[start of Data provided]

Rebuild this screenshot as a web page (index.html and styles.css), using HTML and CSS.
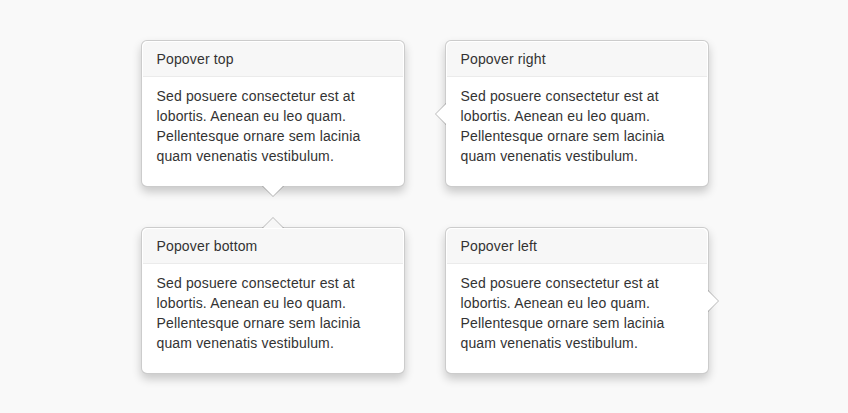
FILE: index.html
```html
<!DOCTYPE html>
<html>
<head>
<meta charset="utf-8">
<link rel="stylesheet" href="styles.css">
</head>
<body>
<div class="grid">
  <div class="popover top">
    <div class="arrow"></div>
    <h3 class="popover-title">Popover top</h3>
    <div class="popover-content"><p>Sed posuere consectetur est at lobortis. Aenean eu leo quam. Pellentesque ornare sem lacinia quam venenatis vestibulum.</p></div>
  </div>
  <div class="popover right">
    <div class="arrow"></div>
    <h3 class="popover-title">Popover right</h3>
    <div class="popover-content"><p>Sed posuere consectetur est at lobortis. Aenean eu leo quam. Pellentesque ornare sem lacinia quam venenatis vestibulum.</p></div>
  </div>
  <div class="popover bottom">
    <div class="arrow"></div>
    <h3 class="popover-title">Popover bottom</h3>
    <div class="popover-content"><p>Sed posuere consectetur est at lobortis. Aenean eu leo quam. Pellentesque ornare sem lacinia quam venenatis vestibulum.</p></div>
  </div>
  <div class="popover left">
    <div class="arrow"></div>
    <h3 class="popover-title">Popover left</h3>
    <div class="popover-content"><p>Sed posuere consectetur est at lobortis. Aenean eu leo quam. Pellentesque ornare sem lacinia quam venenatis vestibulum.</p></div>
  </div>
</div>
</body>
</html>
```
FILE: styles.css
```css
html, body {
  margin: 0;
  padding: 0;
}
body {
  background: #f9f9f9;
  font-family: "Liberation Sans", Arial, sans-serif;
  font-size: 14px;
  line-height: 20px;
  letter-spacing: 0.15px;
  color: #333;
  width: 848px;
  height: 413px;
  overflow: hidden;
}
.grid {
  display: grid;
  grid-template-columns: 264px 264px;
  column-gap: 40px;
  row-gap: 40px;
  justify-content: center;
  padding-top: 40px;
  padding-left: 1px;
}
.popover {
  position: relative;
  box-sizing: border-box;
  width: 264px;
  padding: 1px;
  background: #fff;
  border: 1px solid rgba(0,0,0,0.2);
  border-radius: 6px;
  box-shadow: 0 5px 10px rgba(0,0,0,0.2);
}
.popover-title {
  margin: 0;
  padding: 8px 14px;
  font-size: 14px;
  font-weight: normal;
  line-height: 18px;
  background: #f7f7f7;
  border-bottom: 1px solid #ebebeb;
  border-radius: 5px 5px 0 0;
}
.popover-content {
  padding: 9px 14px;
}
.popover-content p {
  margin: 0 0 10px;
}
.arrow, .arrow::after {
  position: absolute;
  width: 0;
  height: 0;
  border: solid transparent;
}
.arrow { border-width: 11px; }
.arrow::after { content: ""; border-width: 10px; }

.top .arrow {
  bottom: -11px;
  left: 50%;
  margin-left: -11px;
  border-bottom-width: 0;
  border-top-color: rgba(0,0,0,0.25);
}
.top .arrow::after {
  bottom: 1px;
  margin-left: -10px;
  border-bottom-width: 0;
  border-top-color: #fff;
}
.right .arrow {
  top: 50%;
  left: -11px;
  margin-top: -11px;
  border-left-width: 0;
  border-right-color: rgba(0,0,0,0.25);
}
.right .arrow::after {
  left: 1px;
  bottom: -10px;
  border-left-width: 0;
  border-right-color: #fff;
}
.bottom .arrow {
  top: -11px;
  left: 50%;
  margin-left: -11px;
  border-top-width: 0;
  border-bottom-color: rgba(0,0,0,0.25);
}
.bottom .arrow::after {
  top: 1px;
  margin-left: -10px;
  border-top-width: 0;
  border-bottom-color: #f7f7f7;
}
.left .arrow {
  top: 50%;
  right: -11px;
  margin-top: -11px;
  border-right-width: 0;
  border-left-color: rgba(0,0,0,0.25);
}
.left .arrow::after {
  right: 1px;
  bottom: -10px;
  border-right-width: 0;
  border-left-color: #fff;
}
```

[end of Data provided]

■ **Your instructions**
Show all lines above holding "styles".

■ **Completed task**
Rebuild this screenshot as a web page (index.html and styles.css), using HTML and CSS.
<link rel="stylesheet" href="styles.css">
FILE: styles.css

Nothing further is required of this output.